Ancien collaborateur d'Hubert Védrine, biographe de Robert Kennedy, Guillaume Gonin nous livre son analyse sur la politique étrangère de Joe Biden et les relations européo-américaines.
Hubert Védrine observe, à la lecture des mémoires de Barack Obama, que l’ancien président américain y parle peu de l’Europe, signe du désintérêt des Américains pour le vieux continent. Partagez-vous ce constat ?
Oui, mais ce n’est pas une surprise. La lente dérive des continents géopolitiques ne produit que relativement peu d’évènements brefs et brutaux, qui permettent de démarquer nettement telle ou telle période, telle ou telle politique. On pense aux chocs pétroliers, à la chute de l’URSS, au 11 septembre 2001, à la crise financière, aux printemps arabes … Le « shift » américain de l’Europe à l’Asie est surtout la réponse des Etats-Unis à la montée en puissance de la Chine, à son affirmation comme géant économique et commercial. Et, maintenant, à son ambition politique et stratégique. Barack Obama, dont le parcours personnel l’orientait naturellement vers l’Asie, avait opéré ce changement de paradigme. Donald Trump, à sa manière brouillonne et vulgaire, l’avait prolongé. Et bien que Joe Biden prenne soin de rassurer ses alliés, notamment européens, et bien que la politique de Poutine mobilise les Etats-Unis aux franges du Vieux Continent, l’Europe n’est plus un enjeu central de la politique étrangère américaine, comme aux temps de la Guerre froide, où le rideau de fer cristallisait les tensions, l’épicentre potentiel d’un conflit mondial nucléarisé.
On a l’impression en voyant la réaction des dirigeants européens à l’élection de Joe Biden, non seulement d’un grand soulagement partagé par beaucoup, mais aussi qu’ils se disent que l’Amérique est revenue à la normale et que les Européens peuvent continuer à bénéficier du parapluie américain rendant inutile la recherche de l’autonomie stratégique au niveau de l’UE. La nouvelle administration américaine va-t-elle être dans cet état d’esprit ?

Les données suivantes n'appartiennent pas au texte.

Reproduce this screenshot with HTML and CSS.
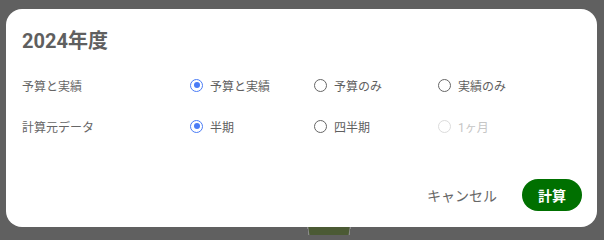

L’administration Biden cultive ce sentiment rassurant, claironnant volontiers un « America is back » sauce démocrate après les errances et les ravages de l’administration Trump. Mais, entretemps, les Européens ont pris conscience des limites de la protection américaine. Donc, bien que Joe Biden se replace quelque peu en « chef du monde libre », comme on l’a vu ces derniers jours autour du climat, les Européens ont pris conscience des périls à se ranger aveuglément derrière l’ancienne hyperpuissance. Et puis, les Etats-Unis ont également intérêt à ce que l’Europe « puissance » émerge, à pouvoir compter sur un partenaire fiable outre-Atlantique, tant dans la lutte contre la pandémie, mais aussi face au terrorisme, au dérèglement climatique, aux régulations financières face aux potentielles crises économiques. Un allié européen plus fort, plus soudé, permettra aussi aux Etats-Unis de pouvoir consacrer plus de moyen ailleurs, et notamment en Asie. Depuis l’élection de Joe Biden, nous assistons donc à des retrouvailles entre Etats-Unis et Europe aux intérêts bien calculés.
Quelle est la perception de la France par la nouvelle administration Biden ?

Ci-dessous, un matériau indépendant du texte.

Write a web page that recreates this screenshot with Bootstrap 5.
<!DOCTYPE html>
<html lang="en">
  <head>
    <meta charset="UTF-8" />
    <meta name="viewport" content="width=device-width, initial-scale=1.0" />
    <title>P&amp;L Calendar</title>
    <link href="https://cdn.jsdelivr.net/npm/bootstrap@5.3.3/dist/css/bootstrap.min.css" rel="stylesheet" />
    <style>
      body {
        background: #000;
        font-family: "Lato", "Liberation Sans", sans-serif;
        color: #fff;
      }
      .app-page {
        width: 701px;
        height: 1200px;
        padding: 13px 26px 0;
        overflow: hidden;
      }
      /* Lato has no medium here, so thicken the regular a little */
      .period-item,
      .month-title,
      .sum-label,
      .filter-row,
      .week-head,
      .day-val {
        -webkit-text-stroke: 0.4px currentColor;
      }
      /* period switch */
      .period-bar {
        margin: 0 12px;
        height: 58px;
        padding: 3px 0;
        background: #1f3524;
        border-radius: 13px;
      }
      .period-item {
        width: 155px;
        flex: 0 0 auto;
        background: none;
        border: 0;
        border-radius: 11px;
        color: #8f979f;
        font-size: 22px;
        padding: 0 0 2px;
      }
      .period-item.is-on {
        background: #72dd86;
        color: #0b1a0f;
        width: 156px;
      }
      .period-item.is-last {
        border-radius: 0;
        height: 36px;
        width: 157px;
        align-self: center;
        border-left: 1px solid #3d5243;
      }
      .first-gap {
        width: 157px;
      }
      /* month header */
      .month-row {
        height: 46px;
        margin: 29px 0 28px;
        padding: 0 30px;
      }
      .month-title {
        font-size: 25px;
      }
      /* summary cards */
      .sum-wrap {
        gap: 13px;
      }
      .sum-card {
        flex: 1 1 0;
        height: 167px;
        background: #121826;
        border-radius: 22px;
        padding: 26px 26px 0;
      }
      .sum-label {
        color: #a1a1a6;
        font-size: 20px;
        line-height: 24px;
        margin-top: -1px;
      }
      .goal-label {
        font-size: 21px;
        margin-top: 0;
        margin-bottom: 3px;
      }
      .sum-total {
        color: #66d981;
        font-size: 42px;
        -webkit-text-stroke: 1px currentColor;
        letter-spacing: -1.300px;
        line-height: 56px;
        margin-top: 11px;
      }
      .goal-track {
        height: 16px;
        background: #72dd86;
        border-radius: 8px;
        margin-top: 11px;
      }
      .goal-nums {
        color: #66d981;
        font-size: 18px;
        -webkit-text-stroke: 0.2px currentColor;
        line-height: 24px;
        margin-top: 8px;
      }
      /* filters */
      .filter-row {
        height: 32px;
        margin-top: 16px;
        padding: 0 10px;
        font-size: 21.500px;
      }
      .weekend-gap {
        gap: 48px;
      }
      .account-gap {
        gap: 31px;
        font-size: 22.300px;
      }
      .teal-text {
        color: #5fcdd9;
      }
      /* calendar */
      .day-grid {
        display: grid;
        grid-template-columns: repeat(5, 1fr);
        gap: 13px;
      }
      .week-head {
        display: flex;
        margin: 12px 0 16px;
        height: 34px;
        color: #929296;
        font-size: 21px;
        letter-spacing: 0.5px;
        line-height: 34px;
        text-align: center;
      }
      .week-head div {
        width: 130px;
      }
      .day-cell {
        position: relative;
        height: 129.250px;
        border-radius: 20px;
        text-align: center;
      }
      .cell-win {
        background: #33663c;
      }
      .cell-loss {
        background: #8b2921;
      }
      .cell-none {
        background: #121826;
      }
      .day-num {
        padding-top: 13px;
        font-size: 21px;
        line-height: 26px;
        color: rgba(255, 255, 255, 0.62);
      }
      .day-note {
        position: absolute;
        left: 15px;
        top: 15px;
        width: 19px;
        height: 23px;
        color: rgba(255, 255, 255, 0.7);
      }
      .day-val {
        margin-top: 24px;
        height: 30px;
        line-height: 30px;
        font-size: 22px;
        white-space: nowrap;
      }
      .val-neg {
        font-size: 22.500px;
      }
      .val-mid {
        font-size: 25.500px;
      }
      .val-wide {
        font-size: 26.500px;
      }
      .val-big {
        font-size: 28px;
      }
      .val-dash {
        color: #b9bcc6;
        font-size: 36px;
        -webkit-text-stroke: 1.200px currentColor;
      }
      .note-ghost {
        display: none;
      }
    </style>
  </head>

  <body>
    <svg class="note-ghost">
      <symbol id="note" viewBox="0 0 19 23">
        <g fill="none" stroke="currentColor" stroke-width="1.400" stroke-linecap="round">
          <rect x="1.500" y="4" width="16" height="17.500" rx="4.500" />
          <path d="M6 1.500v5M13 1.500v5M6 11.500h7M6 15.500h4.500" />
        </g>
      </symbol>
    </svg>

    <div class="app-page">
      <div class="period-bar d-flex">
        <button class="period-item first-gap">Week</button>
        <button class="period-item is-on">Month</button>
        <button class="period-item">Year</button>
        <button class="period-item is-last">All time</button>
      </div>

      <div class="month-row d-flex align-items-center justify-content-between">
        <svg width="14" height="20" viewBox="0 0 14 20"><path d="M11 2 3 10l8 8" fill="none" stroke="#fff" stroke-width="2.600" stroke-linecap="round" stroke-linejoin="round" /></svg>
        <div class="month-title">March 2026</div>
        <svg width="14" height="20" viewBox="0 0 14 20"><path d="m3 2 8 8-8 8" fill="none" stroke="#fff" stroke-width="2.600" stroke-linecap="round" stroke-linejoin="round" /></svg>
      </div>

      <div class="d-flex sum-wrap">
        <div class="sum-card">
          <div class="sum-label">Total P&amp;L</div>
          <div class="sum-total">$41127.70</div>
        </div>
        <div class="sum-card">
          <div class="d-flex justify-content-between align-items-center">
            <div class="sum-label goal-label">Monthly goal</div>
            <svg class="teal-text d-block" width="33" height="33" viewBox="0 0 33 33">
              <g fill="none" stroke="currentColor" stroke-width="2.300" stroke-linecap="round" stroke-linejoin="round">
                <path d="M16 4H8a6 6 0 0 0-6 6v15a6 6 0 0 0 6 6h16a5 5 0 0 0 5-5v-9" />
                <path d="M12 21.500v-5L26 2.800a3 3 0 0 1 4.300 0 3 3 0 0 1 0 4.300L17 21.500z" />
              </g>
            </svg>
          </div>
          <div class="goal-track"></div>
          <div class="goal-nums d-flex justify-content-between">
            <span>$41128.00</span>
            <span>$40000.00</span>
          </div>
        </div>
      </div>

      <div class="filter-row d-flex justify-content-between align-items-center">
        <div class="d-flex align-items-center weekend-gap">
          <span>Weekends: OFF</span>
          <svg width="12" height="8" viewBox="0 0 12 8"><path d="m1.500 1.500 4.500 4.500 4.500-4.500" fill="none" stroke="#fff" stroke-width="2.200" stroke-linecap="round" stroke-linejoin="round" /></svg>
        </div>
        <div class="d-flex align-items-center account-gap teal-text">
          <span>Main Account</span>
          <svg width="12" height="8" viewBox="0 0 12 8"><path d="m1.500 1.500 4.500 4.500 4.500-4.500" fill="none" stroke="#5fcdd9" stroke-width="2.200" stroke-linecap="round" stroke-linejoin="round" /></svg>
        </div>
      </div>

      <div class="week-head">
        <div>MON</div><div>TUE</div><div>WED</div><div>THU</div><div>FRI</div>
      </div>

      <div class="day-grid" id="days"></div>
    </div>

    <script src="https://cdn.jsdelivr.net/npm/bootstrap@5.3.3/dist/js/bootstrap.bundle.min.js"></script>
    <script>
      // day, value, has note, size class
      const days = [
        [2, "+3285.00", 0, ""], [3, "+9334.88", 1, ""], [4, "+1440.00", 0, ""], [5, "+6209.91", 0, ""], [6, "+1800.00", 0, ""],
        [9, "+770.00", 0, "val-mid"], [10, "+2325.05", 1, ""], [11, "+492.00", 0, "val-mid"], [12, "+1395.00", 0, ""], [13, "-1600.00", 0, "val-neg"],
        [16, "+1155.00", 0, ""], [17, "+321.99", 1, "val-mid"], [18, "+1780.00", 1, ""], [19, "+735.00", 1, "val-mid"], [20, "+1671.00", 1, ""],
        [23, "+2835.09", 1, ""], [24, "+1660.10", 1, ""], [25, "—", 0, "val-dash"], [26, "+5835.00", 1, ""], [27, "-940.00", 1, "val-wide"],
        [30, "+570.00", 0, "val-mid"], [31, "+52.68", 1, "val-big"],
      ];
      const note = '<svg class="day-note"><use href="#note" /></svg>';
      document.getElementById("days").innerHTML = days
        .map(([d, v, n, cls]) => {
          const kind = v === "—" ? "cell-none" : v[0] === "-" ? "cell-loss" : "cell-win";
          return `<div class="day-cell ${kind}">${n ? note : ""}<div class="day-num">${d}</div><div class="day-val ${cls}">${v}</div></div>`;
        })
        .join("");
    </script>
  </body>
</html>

En nommant Antony Blinken au poste de Secretary of State, ministre des Affaires étrangères, Joe Biden a-t-il adressé un clin d’œil à la France, patrie à laquelle il devrait son « middle name », Robinette ? Aux Européens, en tout cas, sans doute. Reste que Blinken a passé une partie de sa vie en France, notamment au lycée. Parfaitement francophile, il revendique son affinité avec la France, dont il en connaît les acteurs politiques, les journalistes, les intellectuels. Sa nomination à la tête de la diplomatie américaine s’inscrit donc à merveille avec la volonté de rassurer l’Europe et notamment la France, qui a souffert des à-coups de Trump et ses sbires. Aussi, Joe Biden sait qu’avec Emmanuel Macron il dispose d’un allié volontaire, atlantiste et multilatéraliste, avec qui il partage des convictions, malgré le gap générationnel. Mais, plus que la relation franco-américaine, qui compte infiniment plus aux yeux français qu’américains, Bidencompte sur la France comme relai au sein de l’Union européenne, particulièrement une fois le Brexit acté et Angela Merkel retirée du pouvoir.
Quelle politique étrangère conduira Joe Biden ? Dans quelle tradition s’inscrit-il ?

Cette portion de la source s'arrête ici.